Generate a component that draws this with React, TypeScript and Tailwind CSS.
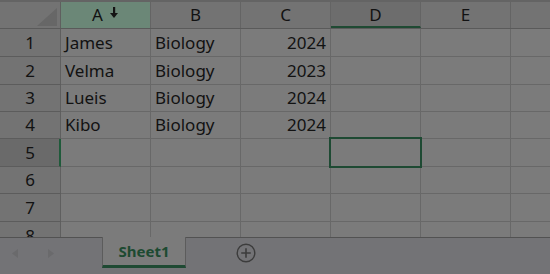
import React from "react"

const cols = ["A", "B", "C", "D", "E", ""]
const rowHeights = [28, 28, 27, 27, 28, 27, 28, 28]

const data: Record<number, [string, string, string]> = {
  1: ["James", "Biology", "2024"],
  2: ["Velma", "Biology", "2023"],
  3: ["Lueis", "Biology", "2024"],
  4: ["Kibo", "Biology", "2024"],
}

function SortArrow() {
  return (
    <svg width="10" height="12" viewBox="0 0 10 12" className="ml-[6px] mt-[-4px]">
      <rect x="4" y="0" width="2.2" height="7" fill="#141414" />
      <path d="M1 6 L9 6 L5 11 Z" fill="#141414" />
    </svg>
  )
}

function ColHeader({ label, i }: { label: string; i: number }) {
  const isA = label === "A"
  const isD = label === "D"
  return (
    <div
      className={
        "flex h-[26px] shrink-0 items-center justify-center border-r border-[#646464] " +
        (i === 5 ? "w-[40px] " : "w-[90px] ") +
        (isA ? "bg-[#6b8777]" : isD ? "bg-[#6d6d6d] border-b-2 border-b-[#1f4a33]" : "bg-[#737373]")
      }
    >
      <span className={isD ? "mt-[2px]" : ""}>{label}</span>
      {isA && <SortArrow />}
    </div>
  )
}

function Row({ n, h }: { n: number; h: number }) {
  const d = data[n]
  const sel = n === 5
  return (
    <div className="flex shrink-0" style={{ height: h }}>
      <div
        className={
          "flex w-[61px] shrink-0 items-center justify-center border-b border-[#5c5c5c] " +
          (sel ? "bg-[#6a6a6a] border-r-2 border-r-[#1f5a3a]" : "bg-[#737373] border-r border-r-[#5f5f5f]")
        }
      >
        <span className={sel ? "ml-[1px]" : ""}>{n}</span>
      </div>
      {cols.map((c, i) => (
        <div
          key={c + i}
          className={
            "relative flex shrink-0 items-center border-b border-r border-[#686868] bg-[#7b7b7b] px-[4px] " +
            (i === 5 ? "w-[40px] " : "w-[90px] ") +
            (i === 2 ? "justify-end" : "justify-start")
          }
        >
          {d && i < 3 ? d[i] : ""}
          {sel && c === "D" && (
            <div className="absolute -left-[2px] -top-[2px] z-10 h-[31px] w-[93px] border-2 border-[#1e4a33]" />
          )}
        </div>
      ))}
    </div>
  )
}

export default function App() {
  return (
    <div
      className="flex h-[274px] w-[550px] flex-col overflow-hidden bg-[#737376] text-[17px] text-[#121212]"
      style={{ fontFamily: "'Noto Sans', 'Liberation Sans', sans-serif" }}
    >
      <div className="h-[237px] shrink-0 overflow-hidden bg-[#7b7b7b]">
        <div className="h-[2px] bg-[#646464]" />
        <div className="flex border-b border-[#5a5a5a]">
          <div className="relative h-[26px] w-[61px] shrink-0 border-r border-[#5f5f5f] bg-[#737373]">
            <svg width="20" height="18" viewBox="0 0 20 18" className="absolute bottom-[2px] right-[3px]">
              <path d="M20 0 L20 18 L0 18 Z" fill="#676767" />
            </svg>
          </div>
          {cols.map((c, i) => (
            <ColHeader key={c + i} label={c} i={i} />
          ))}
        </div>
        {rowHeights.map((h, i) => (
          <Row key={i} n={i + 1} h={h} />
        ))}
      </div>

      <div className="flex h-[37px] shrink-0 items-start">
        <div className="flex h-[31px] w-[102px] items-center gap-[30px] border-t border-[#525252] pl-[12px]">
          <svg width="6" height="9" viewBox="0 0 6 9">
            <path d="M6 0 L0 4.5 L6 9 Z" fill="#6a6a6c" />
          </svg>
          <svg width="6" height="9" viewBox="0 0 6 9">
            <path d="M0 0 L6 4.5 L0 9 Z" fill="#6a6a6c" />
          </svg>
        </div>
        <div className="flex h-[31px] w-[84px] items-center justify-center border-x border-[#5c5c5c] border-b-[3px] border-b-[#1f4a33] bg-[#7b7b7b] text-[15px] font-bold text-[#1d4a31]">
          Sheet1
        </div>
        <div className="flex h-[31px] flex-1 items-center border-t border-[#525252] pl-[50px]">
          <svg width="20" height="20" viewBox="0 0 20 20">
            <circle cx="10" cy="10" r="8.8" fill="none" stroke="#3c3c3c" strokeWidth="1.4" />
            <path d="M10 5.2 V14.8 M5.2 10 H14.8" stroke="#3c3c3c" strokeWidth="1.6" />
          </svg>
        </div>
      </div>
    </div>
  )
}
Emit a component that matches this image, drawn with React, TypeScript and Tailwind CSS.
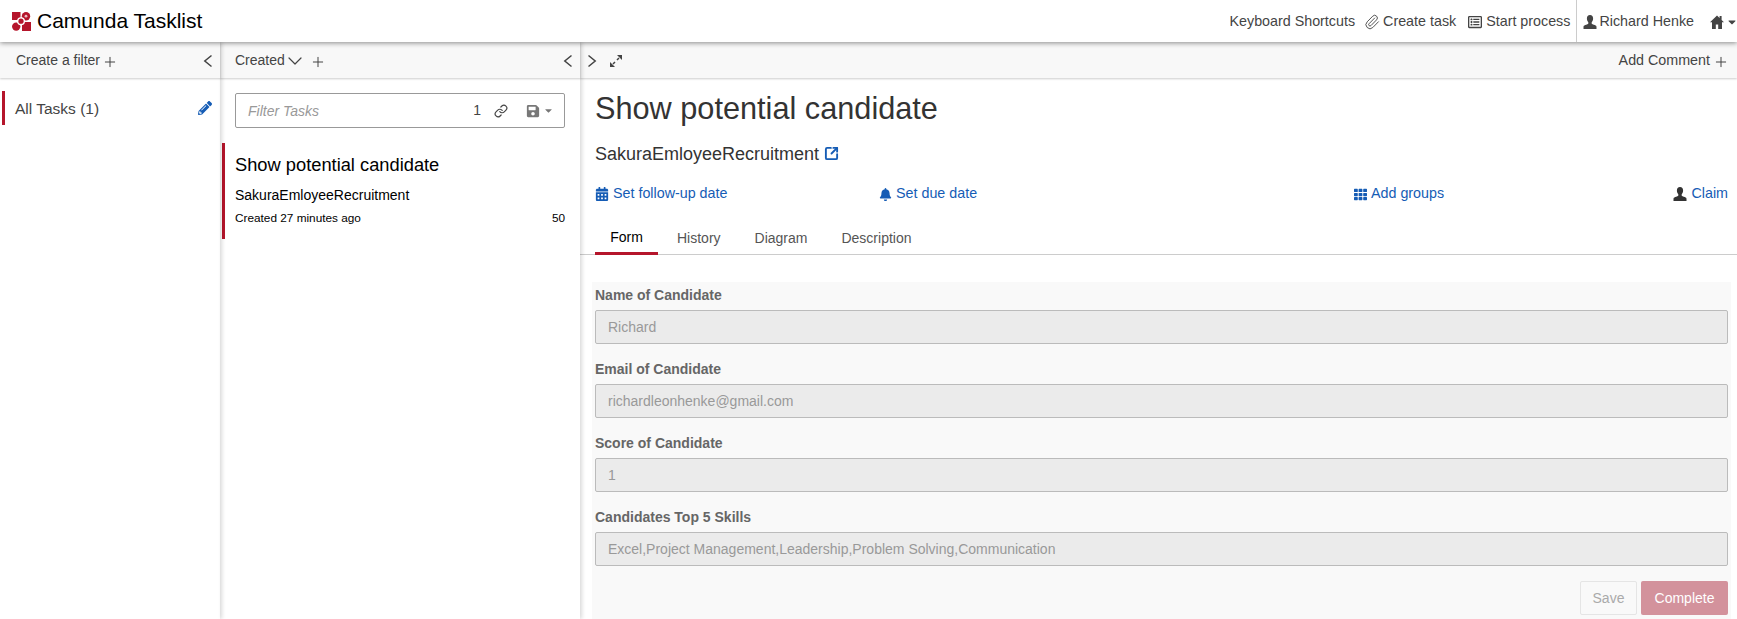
▬▬▬▬▬▬
Your task:
Copy every entry word for word, but omit the pictures.

Response to the exercise:
Generate a component that draws this with React, TypeScript and Tailwind CSS.
import React from "react"

const cols = ["A", "B", "C", "D", "E", ""]
const rowHeights = [28, 28, 27, 27, 28, 27, 28, 28]

const data: Record<number, [string, string, string]> = {
  1: ["James", "Biology", "2024"],
  2: ["Velma", "Biology", "2023"],
  3: ["Lueis", "Biology", "2024"],
  4: ["Kibo", "Biology", "2024"],
}

function SortArrow() {
  return (
    <svg width="10" height="12" viewBox="0 0 10 12" className="ml-[6px] mt-[-4px]">
      <rect x="4" y="0" width="2.2" height="7" fill="#141414" />
      <path d="M1 6 L9 6 L5 11 Z" fill="#141414" />
    </svg>
  )
}

function ColHeader({ label, i }: { label: string; i: number }) {
  const isA = label === "A"
  const isD = label === "D"
  return (
    <div
      className={
        "flex h-[26px] shrink-0 items-center justify-center border-r border-[#646464] " +
        (i === 5 ? "w-[40px] " : "w-[90px] ") +
        (isA ? "bg-[#6b8777]" : isD ? "bg-[#6d6d6d] border-b-2 border-b-[#1f4a33]" : "bg-[#737373]")
      }
    >
      <span className={isD ? "mt-[2px]" : ""}>{label}</span>
      {isA && <SortArrow />}
    </div>
  )
}

function Row({ n, h }: { n: number; h: number }) {
  const d = data[n]
  const sel = n === 5
  return (
    <div className="flex shrink-0" style={{ height: h }}>
      <div
        className={
          "flex w-[61px] shrink-0 items-center justify-center border-b border-[#5c5c5c] " +
          (sel ? "bg-[#6a6a6a] border-r-2 border-r-[#1f5a3a]" : "bg-[#737373] border-r border-r-[#5f5f5f]")
        }
      >
        <span className={sel ? "ml-[1px]" : ""}>{n}</span>
      </div>
      {cols.map((c, i) => (
        <div
          key={c + i}
          className={
            "relative flex shrink-0 items-center border-b border-r border-[#686868] bg-[#7b7b7b] px-[4px] " +
            (i === 5 ? "w-[40px] " : "w-[90px] ") +
            (i === 2 ? "justify-end" : "justify-start")
          }
        >
          {d && i < 3 ? d[i] : ""}
          {sel && c === "D" && (
            <div className="absolute -left-[2px] -top-[2px] z-10 h-[31px] w-[93px] border-2 border-[#1e4a33]" />
          )}
        </div>
      ))}
    </div>
  )
}

export default function App() {
  return (
    <div
      className="flex h-[274px] w-[550px] flex-col overflow-hidden bg-[#737376] text-[17px] text-[#121212]"
      style={{ fontFamily: "'Noto Sans', 'Liberation Sans', sans-serif" }}
    >
      <div className="h-[237px] shrink-0 overflow-hidden bg-[#7b7b7b]">
        <div className="h-[2px] bg-[#646464]" />
        <div className="flex border-b border-[#5a5a5a]">
          <div className="relative h-[26px] w-[61px] shrink-0 border-r border-[#5f5f5f] bg-[#737373]">
            <svg width="20" height="18" viewBox="0 0 20 18" className="absolute bottom-[2px] right-[3px]">
              <path d="M20 0 L20 18 L0 18 Z" fill="#676767" />
            </svg>
          </div>
          {cols.map((c, i) => (
            <ColHeader key={c + i} label={c} i={i} />
          ))}
        </div>
        {rowHeights.map((h, i) => (
          <Row key={i} n={i + 1} h={h} />
        ))}
      </div>

      <div className="flex h-[37px] shrink-0 items-start">
        <div className="flex h-[31px] w-[102px] items-center gap-[30px] border-t border-[#525252] pl-[12px]">
          <svg width="6" height="9" viewBox="0 0 6 9">
            <path d="M6 0 L0 4.5 L6 9 Z" fill="#6a6a6c" />
          </svg>
          <svg width="6" height="9" viewBox="0 0 6 9">
            <path d="M0 0 L6 4.5 L0 9 Z" fill="#6a6a6c" />
          </svg>
        </div>
        <div className="flex h-[31px] w-[84px] items-center justify-center border-x border-[#5c5c5c] border-b-[3px] border-b-[#1f4a33] bg-[#7b7b7b] text-[15px] font-bold text-[#1d4a31]">
          Sheet1
        </div>
        <div className="flex h-[31px] flex-1 items-center border-t border-[#525252] pl-[50px]">
          <svg width="20" height="20" viewBox="0 0 20 20">
            <circle cx="10" cy="10" r="8.8" fill="none" stroke="#3c3c3c" strokeWidth="1.4" />
            <path d="M10 5.2 V14.8 M5.2 10 H14.8" stroke="#3c3c3c" strokeWidth="1.6" />
          </svg>
        </div>
      </div>
    </div>
  )
}
Emit a component that matches this image, drawn with React, TypeScript and Tailwind CSS.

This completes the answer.